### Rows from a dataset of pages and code
::::::::

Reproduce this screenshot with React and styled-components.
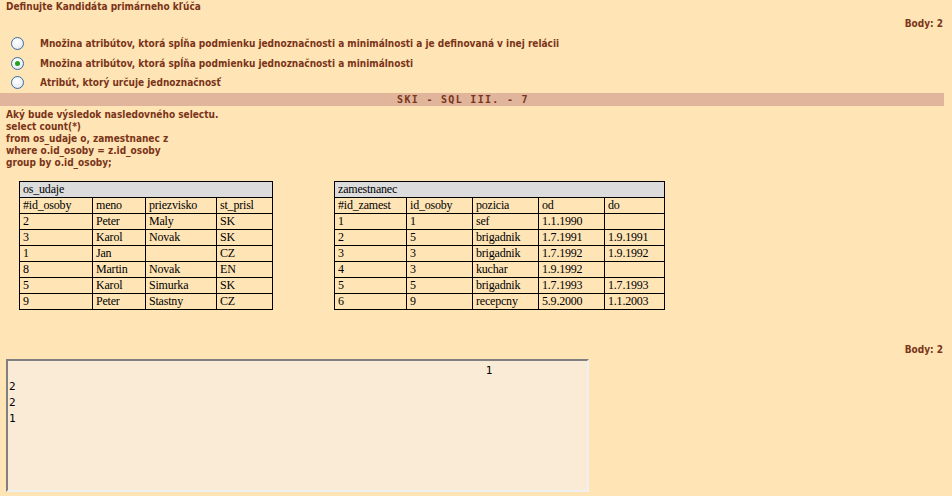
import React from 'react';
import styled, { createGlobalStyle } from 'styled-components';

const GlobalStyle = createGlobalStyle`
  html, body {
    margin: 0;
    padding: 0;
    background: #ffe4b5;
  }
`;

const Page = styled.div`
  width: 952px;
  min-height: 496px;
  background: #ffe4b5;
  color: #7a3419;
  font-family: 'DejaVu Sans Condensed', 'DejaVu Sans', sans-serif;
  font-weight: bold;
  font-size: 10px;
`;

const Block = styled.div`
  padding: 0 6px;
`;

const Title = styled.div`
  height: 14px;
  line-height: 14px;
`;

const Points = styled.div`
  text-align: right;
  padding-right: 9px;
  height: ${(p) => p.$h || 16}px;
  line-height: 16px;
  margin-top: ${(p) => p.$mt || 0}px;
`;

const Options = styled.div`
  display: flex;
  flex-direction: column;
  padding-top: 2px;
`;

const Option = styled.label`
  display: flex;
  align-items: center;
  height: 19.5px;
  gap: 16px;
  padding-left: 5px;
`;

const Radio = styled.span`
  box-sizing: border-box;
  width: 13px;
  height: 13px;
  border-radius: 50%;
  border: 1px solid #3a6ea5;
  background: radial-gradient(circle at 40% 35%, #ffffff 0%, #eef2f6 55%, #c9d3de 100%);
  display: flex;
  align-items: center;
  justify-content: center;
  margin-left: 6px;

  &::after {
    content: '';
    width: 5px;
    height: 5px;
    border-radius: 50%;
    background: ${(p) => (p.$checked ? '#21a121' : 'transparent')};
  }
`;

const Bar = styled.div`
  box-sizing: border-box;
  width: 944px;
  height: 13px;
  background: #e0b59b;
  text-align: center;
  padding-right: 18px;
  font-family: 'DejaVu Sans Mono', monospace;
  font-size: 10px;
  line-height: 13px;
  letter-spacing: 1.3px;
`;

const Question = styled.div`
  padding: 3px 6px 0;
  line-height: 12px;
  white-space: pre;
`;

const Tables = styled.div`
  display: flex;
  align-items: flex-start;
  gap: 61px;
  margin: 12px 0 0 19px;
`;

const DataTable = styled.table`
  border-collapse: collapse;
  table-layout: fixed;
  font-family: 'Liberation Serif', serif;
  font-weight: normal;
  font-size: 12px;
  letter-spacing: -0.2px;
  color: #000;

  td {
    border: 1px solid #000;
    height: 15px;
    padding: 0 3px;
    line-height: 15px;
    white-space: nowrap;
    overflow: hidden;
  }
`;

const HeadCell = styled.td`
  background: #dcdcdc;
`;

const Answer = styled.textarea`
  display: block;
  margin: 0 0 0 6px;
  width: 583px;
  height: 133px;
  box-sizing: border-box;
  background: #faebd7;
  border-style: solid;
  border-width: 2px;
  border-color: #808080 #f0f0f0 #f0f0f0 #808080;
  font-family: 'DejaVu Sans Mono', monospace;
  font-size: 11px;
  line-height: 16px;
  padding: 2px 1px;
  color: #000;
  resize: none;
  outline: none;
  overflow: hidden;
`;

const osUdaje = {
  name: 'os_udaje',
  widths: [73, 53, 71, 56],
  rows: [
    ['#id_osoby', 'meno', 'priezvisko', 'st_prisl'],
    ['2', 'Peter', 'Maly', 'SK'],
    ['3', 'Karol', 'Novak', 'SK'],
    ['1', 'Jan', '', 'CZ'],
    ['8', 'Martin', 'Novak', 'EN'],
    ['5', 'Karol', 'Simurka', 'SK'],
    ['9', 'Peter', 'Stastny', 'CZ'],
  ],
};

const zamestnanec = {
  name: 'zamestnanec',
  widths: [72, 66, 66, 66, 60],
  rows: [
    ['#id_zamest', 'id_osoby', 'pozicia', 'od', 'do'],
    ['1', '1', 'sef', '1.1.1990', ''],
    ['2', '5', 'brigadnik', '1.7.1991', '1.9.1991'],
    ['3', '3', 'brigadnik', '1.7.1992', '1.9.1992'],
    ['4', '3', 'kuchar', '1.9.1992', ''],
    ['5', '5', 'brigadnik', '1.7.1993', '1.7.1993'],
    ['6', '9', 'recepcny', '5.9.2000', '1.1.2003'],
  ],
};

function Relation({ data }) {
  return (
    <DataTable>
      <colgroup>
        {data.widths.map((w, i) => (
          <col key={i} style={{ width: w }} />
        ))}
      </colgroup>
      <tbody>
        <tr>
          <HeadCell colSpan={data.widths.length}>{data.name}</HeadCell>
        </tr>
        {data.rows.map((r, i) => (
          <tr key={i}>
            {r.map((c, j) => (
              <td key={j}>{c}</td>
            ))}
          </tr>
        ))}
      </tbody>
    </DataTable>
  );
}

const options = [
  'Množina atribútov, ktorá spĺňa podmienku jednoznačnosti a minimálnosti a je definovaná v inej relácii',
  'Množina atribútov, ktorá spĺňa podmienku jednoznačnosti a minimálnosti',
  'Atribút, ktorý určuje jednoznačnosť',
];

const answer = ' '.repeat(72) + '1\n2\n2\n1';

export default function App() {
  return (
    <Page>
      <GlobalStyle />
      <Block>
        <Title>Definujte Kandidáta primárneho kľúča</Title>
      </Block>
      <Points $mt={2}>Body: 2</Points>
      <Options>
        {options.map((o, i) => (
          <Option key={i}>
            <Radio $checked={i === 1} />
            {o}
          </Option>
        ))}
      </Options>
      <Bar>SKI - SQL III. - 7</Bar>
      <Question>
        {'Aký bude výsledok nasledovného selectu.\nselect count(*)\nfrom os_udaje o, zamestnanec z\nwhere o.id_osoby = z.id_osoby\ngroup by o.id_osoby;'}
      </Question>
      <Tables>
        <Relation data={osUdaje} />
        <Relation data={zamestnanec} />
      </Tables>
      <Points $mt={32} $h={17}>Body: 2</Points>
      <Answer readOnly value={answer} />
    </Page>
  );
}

::::::::

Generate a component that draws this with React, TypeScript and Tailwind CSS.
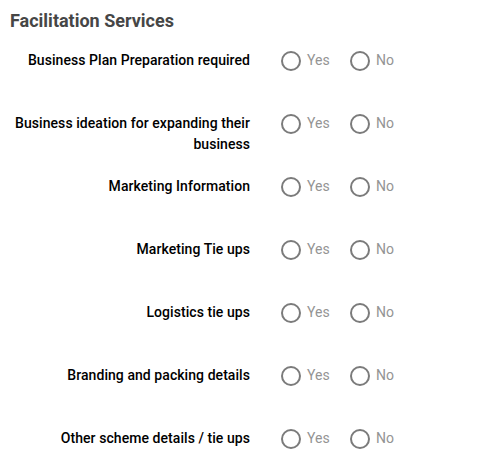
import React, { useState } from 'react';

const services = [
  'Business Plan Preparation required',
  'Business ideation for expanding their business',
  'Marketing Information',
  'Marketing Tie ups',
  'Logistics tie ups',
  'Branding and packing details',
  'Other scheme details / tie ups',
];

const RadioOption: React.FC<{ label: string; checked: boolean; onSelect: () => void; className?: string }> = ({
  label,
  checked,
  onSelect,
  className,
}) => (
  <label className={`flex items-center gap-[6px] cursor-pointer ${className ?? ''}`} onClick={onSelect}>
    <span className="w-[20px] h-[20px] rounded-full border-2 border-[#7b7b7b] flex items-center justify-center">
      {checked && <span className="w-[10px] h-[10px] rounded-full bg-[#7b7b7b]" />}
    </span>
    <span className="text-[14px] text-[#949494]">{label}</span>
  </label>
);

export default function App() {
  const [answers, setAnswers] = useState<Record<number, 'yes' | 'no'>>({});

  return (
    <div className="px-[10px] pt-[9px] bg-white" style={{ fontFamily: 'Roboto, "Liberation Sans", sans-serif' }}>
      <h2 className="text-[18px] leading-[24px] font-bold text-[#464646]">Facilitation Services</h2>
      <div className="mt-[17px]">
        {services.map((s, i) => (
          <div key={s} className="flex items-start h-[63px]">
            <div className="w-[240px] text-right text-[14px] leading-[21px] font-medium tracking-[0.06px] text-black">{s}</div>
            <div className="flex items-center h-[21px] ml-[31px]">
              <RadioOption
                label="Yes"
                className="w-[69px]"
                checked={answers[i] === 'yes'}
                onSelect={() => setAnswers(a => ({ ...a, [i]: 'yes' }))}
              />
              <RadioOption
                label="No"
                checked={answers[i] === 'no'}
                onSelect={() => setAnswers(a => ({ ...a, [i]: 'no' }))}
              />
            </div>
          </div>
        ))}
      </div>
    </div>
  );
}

::::::::

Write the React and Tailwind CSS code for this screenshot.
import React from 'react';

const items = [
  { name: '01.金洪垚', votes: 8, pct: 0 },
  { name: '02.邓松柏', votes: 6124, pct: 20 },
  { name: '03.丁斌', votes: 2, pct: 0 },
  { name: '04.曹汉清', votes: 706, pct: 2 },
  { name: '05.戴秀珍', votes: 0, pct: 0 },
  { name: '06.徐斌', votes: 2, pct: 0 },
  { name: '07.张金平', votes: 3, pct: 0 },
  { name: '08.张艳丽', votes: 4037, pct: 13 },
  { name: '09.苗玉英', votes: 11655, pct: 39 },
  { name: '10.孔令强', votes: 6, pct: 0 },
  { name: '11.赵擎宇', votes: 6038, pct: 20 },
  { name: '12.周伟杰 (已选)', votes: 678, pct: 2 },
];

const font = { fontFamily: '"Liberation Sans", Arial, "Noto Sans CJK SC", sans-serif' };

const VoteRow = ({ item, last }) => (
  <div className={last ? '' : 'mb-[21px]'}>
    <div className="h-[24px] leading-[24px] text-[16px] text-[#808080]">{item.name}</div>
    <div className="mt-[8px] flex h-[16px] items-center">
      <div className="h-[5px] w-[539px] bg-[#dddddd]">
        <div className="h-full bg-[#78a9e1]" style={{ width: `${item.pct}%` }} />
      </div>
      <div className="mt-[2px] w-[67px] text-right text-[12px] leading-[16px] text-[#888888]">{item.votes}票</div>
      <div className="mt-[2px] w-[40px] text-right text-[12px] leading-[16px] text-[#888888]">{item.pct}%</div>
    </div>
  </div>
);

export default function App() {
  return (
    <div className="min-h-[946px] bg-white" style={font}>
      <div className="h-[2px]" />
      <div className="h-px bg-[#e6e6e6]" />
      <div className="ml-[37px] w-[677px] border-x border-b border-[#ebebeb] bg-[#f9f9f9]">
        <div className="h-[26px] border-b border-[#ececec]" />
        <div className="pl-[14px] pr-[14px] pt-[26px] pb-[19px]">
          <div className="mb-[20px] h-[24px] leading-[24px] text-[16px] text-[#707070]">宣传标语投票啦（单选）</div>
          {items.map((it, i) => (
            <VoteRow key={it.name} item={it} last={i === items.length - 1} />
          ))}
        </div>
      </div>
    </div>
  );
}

::::::::

### Job
Leave out the pictures and quote exactly the lines from the one where "Generate a component" appears to the one where "const [answers, setAnswers]" appears, both ends counted.

### Expected answer
Generate a component that draws this with React, TypeScript and Tailwind CSS.
import React, { useState } from 'react';

const services = [
  'Business Plan Preparation required',
  'Business ideation for expanding their business',
  'Marketing Information',
  'Marketing Tie ups',
  'Logistics tie ups',
  'Branding and packing details',
  'Other scheme details / tie ups',
];

const RadioOption: React.FC<{ label: string; checked: boolean; onSelect: () => void; className?: string }> = ({
  label,
  checked,
  onSelect,
  className,
}) => (
  <label className={`flex items-center gap-[6px] cursor-pointer ${className ?? ''}`} onClick={onSelect}>
    <span className="w-[20px] h-[20px] rounded-full border-2 border-[#7b7b7b] flex items-center justify-center">
      {checked && <span className="w-[10px] h-[10px] rounded-full bg-[#7b7b7b]" />}
    </span>
    <span className="text-[14px] text-[#949494]">{label}</span>
  </label>
);

export default function App() {
  const [answers, setAnswers] = useState<Record<number, 'yes' | 'no'>>({});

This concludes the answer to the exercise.